-- BEGIN --

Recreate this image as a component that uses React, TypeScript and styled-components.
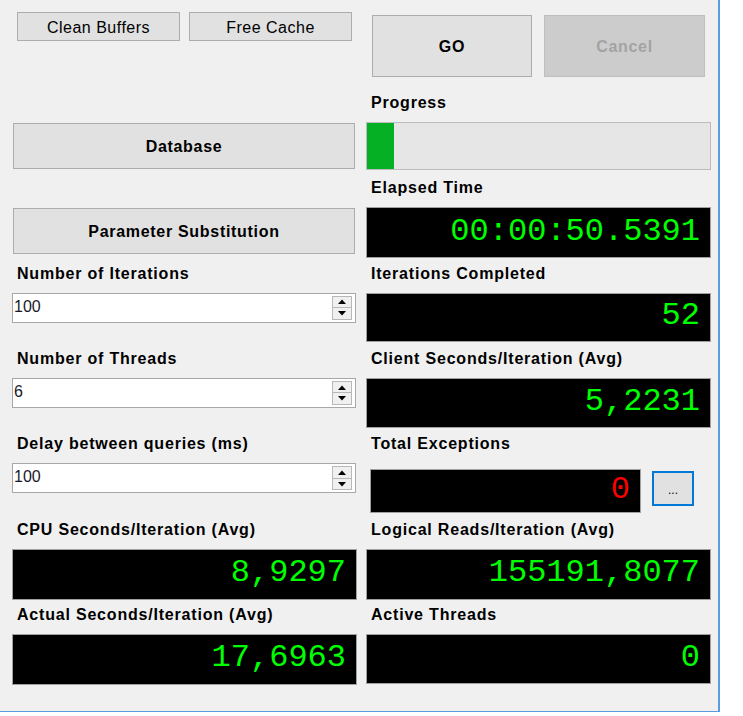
import React from 'react';
import styled, { createGlobalStyle } from 'styled-components';

const Global = createGlobalStyle`
  html, body { margin: 0; padding: 0; background: #ffffff; }
  body { font-family: "Liberation Sans", Arial, sans-serif; color: #000; }
  * { box-sizing: border-box; }
`;

const Panel = styled.div`
  width: 720px;
  height: 712px;
  background: #f0f0f0;
  border-right: 2px solid #5b9be0;
  border-bottom: 1px solid #5b9be0;
  padding-left: 12px;
  display: grid;
  grid-template-columns: 345px 345px;
  column-gap: 9px;
  grid-template-rows: 92px repeat(7, 85.33px);
`;

const TopLeft = styled.div`
  display: flex;
  gap: 9px;
  padding: 12px 0 0 5px;
  align-items: flex-start;
`;

const TopRight = styled.div`
  display: flex;
  gap: 12px;
  padding: 15px 0 0 6px;
  align-items: flex-start;
`;

const Button = styled.button<{ $w: number; $h: number; $bold?: boolean; $disabled?: boolean }>`
  width: ${(p) => p.$w}px;
  height: ${(p) => p.$h}px;
  margin: 0;
  padding: 0;
  background: ${(p) => (p.$disabled ? '#cccccc' : '#e1e1e1')};
  border: 1px solid ${(p) => (p.$disabled ? '#bfbfbf' : '#adadad')};
  color: ${(p) => (p.$disabled ? '#a3a3a3' : '#000')};
  font-family: "Liberation Sans", Arial, sans-serif;
  font-size: 16px;
  font-weight: ${(p) => (p.$bold ? 700 : 400)};
  letter-spacing: ${(p) => (p.$bold ? '0.7px' : '0.5px')};
  display: flex;
  align-items: center;
  justify-content: center;
  padding-top: 2px;
`;

const ButtonCell = styled.div`
  padding: 31px 0 0 1px;
`;

const Field = styled.div`
  display: flex;
  flex-direction: column;
`;

const Label = styled.div`
  height: 30px;
  line-height: 22px;
  padding-left: 5px;
  font-size: 16px;
  font-weight: 700;
  letter-spacing: 0.8px;
  white-space: nowrap;
`;

const Display = styled.div<{ $w?: number; $h?: number; $red?: boolean }>`
  width: ${(p) => p.$w ?? 345}px;
  height: ${(p) => p.$h ?? 50}px;
  background: #000;
  border: 1px solid #a0a0a0;
  color: ${(p) => (p.$red ? '#ff0000' : '#00ff00')};
  font-family: "Liberation Mono", "Courier New", monospace;
  font-weight: 400;
  font-size: 32px;
  display: flex;
  align-items: center;
  justify-content: flex-end;
  padding-right: 10px;
  padding-bottom: 3px;
`;

const Progress = styled.div`
  width: 345px;
  height: 48px;
  background: #e6e6e6;
  border: 1px solid #bcbcbc;
  display: flex;
`;

const ProgressFill = styled.div`
  height: 100%;
  background: #06b025;
`;

const ExRow = styled.div`
  display: flex;
  align-items: flex-start;
  padding: 6px 0 0 4px;
  gap: 11px;
`;

const DotsButton = styled.button`
  width: 42px;
  height: 35px;
  margin: 2px 0 0 0;
  padding: 2px 0 0 0;
  background: #e1e1e1;
  border: 2px solid #0078d7;
  font-family: "Liberation Sans", Arial, sans-serif;
  font-size: 12px;
  color: #000;
`;

const Spinner = styled.div`
  width: 344px;
  height: 30px;
  background: #fff;
  border: 1px solid #a8a8a8;
  display: flex;
  align-items: stretch;
`;

const SpinText = styled.div`
  flex: 1;
  padding-left: 1px;
  font-size: 16px;
  line-height: 26px;
  color: #1a1a2a;
`;

const SpinCol = styled.div`
  width: 20px;
  margin: 2px 3px 2px 0;
  display: flex;
  flex-direction: column;
  border: 1px solid #b8b8b8;
`;

const SpinBtn = styled.div<{ $down?: boolean }>`
  flex: 1;
  background: #f0f0f0;
  display: flex;
  align-items: center;
  justify-content: center;
  border-top: ${(p) => (p.$down ? '1px solid #b8b8b8' : 'none')};
`;

const Arrow = ({ down }: { down?: boolean }) => (
  <svg width="8" height="5" viewBox="0 0 8 5">
    <polygon points={down ? '0,0 8,0 4,4.5' : '0,5 8,5 4,0.5'} fill="#000" />
  </svg>
);

const NumInput = ({ value }: { value: string }) => (
  <Spinner>
    <SpinText>{value}</SpinText>
    <SpinCol>
      <SpinBtn>
        <Arrow />
      </SpinBtn>
      <SpinBtn $down>
        <Arrow down />
      </SpinBtn>
    </SpinCol>
  </Spinner>
);

export default function App() {
  const progress = 27;
  return (
    <>
      <Global />
      <Panel>
        <TopLeft>
          <Button $w={163} $h={29}>Clean Buffers</Button>
          <Button $w={163} $h={29}>Free Cache</Button>
        </TopLeft>
        <TopRight>
          <Button $w={160} $h={62} $bold>GO</Button>
          <Button $w={161} $h={62} $bold $disabled>Cancel</Button>
        </TopRight>

        <ButtonCell>
          <Button $w={342} $h={46} $bold>Database</Button>
        </ButtonCell>
        <Field>
          <Label>Progress</Label>
          <Progress>
            <ProgressFill style={{ width: progress }} />
          </Progress>
        </Field>

        <ButtonCell>
          <Button $w={342} $h={46} $bold>Parameter Substitution</Button>
        </ButtonCell>
        <Field>
          <Label>Elapsed Time</Label>
          <Display $h={51}>00:00:50.5391</Display>
        </Field>

        <Field>
          <Label>Number of Iterations</Label>
          <NumInput value="100" />
        </Field>
        <Field>
          <Label>Iterations Completed</Label>
          <Display $h={49}>52</Display>
        </Field>

        <Field>
          <Label>Number of Threads</Label>
          <NumInput value="6" />
        </Field>
        <Field>
          <Label>Client Seconds/Iteration (Avg)</Label>
          <Display>5,2231</Display>
        </Field>

        <Field>
          <Label>Delay between queries (ms)</Label>
          <NumInput value="100" />
        </Field>
        <Field>
          <Label>Total Exceptions</Label>
          <ExRow>
            <Display $w={271} $h={44} $red>0</Display>
            <DotsButton>...</DotsButton>
          </ExRow>
        </Field>

        <Field>
          <Label>CPU Seconds/Iteration (Avg)</Label>
          <Display $h={51}>8,9297</Display>
        </Field>
        <Field>
          <Label>Logical Reads/Iteration (Avg)</Label>
          <Display $h={51}>155191,8077</Display>
        </Field>

        <Field>
          <Label>Actual Seconds/Iteration (Avg)</Label>
          <Display $h={51}>17,6963</Display>
        </Field>
        <Field>
          <Label>Active Threads</Label>
          <Display>0</Display>
        </Field>
      </Panel>
    </>
  );
}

-- END --

Task to complete> Go through the material above and count the lines that include "React". Give the number alone.

Response to this task> 2